From Constance, news traveled outward through a network of messengers on horseback. Couriers "would take documents out of Constance, go to a town 20 or 30 miles down the road, transfer things there to a fresh person and a fresh person and so on," said Ferzoco. Medievalists I spoke with estimated that this sort of "Pony Express" system could have conveyed the news of Gregory XII's resignation to major European cities such as Paris in something like a week. (One said "within a week or so"; the other put it at "at least a week.")

From the monarchs and other nobles, information would then "trickle down," as Don Prudlo put it. "The upper echelon of nobility would have been the first to know -- certainly the kings who have an interest in this matter. From that, because the cities were becoming so important by this time, news would travel fast in the cities, just as it does today. By word of mouth, news would have been around a city within a day or two of the nobility knowing."

In rural areas, the story is a lot less clear, though there's little question that news would have taken longer to arrive than to the cities. Likely, Ferzoco speculated, the route "would have been from the council to the seat of a diocese -- that is, a cathedral city -- via horse in most cases, I would think. And from there, copies would be made for the churches within that diocese." And then, to the masses, "normally through the sermon at the next Mass," Ferzoco said. 

(That said, it's not so clear whether rural peasants would have been all that interested in the news. "Until 1900 most people on the planet didn't even know what the pope looks like," Bellitto noted. He continued, "The person in the pew really doesn't know and probably doesn't care, except for that there's great confusion in their diocese. You might have two or even three popes trying to tax them, and that's what they're going to get annoyed at." People in cities, he guessed, would have known the pope's name. But a peasant in a Scottish field? Maybe not so much.)

But even given that, people of the time weren't as isolated as we might imagine. "Something that it's important to realize is how interconnected Europe was at this point," Prudlo emphasized. "They had that international language -- Latin -- that all of the upper classes could understand, and they had this system of communication. People were already traveling. Even the lower classes were traveling through pilgrimages. They're going to Canterbury, or to Rome, or to the Holy Land. They are traveling with the Mendicant order, they're traveling militarily, with things like the Crusades."

He went on: "This was a really mobile and connected population -- something that we don't think of, sometimes we have our preconceptions of a more primitive Medieval period."
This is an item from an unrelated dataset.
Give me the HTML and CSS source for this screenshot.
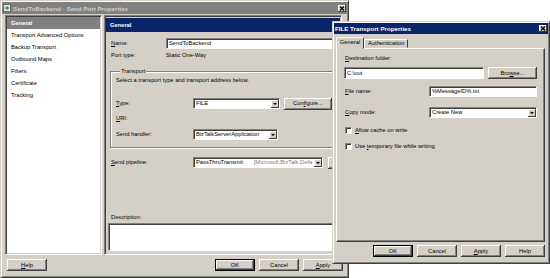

Mass media? A mobile, globe-trotting population? News that spread along the fault-lines of power and proximity to it? Certainly some of the echoes come not from the history itself but from our own tendency to impose modern terminology on another time. But some of those echoes are genuinely present -- a reminder that when you sand down the details of history far enough, the underlying wooden grain of human history has some recognizable features.